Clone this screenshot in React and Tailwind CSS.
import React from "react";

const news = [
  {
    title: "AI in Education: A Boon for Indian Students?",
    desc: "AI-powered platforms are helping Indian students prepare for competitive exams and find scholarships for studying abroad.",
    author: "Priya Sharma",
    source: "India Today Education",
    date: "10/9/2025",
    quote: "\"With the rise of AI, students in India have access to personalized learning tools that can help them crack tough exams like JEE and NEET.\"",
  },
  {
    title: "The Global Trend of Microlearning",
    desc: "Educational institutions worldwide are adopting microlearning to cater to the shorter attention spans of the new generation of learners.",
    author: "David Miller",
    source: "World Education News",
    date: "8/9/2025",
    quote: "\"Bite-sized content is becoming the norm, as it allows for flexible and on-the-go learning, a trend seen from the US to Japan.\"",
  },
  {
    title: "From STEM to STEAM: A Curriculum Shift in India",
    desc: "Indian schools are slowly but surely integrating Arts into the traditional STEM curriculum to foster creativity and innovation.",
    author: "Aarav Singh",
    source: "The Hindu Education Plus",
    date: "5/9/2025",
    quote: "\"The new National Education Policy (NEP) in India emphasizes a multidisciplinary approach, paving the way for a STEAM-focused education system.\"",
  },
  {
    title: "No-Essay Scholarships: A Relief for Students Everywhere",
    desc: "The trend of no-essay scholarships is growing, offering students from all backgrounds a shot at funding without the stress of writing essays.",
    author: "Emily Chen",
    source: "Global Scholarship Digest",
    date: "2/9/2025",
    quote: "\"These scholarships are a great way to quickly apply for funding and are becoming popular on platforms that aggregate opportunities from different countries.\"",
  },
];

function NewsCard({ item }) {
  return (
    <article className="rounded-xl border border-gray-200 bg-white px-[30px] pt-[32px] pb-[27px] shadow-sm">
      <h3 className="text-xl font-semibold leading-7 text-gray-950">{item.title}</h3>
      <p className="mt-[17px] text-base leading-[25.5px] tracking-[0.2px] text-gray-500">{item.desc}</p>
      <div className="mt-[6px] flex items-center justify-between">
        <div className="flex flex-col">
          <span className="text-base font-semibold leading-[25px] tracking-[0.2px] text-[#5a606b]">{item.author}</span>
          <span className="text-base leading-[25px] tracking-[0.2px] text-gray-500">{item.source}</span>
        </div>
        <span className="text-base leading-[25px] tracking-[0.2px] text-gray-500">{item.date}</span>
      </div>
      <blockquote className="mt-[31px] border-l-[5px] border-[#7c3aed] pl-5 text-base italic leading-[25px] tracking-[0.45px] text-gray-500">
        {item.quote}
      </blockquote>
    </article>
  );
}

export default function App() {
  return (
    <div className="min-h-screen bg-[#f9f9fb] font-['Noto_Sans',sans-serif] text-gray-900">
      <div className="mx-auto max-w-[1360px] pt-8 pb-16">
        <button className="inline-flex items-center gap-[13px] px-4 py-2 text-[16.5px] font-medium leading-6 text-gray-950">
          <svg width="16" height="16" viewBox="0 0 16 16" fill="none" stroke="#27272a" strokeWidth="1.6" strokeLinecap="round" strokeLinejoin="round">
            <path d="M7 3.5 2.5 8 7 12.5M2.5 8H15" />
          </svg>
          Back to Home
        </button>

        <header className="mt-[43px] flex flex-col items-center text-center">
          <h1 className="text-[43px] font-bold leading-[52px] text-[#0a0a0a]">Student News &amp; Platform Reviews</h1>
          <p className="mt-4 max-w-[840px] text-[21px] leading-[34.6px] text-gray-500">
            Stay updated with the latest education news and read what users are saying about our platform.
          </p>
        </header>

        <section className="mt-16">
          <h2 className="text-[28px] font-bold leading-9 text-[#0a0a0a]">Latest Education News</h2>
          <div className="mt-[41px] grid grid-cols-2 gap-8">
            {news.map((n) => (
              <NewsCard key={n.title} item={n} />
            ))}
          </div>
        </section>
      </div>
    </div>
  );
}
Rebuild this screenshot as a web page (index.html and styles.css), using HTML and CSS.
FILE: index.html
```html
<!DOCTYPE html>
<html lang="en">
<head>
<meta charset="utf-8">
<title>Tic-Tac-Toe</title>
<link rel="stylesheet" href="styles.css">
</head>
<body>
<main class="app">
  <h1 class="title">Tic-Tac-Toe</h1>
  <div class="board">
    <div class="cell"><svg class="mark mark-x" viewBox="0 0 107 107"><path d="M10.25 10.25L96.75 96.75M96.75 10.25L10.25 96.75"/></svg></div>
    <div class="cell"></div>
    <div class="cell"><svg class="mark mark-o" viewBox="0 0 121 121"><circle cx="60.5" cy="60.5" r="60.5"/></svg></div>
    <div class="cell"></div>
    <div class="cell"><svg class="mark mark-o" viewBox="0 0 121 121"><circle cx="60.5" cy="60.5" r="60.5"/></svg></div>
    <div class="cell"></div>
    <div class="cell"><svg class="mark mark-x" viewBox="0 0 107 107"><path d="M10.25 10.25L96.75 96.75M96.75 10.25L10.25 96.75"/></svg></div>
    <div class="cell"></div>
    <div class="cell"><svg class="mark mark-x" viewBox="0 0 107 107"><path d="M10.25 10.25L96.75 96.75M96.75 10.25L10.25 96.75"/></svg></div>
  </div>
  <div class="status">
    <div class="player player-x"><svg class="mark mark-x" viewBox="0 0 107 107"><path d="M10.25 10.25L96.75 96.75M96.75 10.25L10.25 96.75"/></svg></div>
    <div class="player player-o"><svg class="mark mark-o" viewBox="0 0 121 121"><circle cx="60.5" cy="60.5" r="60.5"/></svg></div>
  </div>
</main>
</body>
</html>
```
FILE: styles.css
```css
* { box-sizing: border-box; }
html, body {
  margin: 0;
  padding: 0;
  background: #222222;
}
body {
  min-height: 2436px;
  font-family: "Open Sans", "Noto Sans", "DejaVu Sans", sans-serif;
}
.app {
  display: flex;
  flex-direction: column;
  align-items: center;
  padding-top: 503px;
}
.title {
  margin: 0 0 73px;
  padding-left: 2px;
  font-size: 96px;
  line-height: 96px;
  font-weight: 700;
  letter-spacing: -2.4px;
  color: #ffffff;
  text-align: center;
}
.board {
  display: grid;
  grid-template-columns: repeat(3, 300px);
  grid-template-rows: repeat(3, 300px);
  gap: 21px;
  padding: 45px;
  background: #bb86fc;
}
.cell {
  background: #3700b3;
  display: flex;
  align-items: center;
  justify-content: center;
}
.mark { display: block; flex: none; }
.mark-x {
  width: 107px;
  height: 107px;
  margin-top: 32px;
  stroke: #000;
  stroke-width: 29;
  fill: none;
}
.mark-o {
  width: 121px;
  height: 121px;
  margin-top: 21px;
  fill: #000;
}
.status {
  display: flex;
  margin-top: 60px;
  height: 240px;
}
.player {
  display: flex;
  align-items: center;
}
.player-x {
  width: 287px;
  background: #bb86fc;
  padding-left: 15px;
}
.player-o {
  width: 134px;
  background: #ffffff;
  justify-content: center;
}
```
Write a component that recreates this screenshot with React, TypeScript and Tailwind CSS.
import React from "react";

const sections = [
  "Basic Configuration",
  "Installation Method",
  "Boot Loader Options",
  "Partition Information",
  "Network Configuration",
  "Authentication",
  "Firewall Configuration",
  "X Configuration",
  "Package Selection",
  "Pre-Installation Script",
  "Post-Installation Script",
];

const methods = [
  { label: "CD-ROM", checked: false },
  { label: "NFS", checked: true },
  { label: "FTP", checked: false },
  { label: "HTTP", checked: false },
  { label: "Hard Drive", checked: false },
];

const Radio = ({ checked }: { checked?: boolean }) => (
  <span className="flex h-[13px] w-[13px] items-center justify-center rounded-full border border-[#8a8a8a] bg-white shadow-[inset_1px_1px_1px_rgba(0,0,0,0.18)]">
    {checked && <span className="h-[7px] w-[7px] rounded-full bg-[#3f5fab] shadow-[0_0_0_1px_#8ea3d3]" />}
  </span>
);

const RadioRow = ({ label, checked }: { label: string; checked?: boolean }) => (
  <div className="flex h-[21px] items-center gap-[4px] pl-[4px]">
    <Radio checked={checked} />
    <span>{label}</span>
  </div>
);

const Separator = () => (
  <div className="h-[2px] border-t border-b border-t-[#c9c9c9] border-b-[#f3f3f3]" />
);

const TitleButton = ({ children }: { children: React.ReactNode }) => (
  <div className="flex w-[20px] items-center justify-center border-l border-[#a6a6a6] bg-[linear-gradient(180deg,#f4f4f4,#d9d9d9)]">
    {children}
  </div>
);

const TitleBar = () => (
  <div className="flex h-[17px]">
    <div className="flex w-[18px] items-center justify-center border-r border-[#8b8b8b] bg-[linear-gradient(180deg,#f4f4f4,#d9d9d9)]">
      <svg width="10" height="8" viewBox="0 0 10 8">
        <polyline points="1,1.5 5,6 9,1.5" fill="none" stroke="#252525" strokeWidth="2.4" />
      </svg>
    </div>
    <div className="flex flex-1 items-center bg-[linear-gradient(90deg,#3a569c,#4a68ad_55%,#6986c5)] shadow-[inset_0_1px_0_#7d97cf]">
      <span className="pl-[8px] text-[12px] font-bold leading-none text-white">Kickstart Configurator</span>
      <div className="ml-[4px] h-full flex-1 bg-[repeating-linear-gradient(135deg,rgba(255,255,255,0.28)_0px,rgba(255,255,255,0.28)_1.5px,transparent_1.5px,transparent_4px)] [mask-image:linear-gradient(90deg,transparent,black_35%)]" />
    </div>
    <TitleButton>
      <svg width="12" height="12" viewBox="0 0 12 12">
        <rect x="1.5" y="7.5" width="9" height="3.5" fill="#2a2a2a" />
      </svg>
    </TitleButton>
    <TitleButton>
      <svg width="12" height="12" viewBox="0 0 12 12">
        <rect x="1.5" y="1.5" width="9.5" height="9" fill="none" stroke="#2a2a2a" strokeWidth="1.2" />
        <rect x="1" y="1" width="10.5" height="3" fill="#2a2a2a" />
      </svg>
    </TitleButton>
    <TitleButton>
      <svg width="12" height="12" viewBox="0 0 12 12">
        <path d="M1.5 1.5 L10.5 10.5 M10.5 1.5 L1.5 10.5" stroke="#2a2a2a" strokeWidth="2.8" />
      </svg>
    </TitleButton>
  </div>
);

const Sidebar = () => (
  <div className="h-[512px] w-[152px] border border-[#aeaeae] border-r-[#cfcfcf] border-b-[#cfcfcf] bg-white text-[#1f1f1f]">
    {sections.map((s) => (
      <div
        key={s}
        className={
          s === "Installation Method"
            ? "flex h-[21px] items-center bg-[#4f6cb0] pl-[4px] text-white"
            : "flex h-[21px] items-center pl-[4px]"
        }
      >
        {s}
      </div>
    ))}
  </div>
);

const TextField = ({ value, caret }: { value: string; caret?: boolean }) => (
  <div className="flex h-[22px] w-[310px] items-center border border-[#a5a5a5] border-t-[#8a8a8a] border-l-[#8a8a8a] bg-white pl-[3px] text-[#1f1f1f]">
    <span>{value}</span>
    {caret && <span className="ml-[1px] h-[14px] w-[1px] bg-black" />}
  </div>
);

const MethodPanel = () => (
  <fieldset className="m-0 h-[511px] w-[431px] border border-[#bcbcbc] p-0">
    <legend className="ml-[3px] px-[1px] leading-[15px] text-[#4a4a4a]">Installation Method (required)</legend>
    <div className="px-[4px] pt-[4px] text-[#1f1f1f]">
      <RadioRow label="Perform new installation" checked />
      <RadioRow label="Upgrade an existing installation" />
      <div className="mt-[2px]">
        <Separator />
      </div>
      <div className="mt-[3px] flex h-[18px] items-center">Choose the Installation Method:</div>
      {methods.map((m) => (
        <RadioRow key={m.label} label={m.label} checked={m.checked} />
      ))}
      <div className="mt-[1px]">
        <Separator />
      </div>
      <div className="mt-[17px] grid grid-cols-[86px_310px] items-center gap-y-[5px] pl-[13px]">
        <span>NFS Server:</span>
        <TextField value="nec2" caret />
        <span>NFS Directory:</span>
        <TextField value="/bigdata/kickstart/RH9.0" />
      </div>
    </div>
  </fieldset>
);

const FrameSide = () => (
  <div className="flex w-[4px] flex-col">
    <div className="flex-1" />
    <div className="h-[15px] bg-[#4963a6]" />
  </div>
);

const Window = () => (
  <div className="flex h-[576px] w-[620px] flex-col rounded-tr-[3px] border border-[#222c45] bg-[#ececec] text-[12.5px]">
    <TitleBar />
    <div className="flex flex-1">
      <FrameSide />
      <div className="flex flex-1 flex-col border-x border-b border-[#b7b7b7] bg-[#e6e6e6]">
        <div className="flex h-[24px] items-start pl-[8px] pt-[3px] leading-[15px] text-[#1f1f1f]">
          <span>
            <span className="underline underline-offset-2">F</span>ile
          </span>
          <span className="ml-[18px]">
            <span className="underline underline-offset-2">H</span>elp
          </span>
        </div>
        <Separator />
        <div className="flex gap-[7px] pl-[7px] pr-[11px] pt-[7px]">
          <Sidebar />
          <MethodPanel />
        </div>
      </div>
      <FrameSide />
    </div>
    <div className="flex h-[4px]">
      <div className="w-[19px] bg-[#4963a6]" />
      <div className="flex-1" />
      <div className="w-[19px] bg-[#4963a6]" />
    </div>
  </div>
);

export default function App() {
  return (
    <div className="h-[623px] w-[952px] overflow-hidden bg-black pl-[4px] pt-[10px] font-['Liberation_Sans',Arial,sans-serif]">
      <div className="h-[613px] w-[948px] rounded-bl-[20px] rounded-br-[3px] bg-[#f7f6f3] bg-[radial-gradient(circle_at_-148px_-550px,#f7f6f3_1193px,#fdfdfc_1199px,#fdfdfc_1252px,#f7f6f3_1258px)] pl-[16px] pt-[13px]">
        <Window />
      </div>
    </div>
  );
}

☆ ☆ ☆

= Exercise =
Give the number of lines in the records that contain the string "Tailwind", with no other output.

= Response to this exercise =
2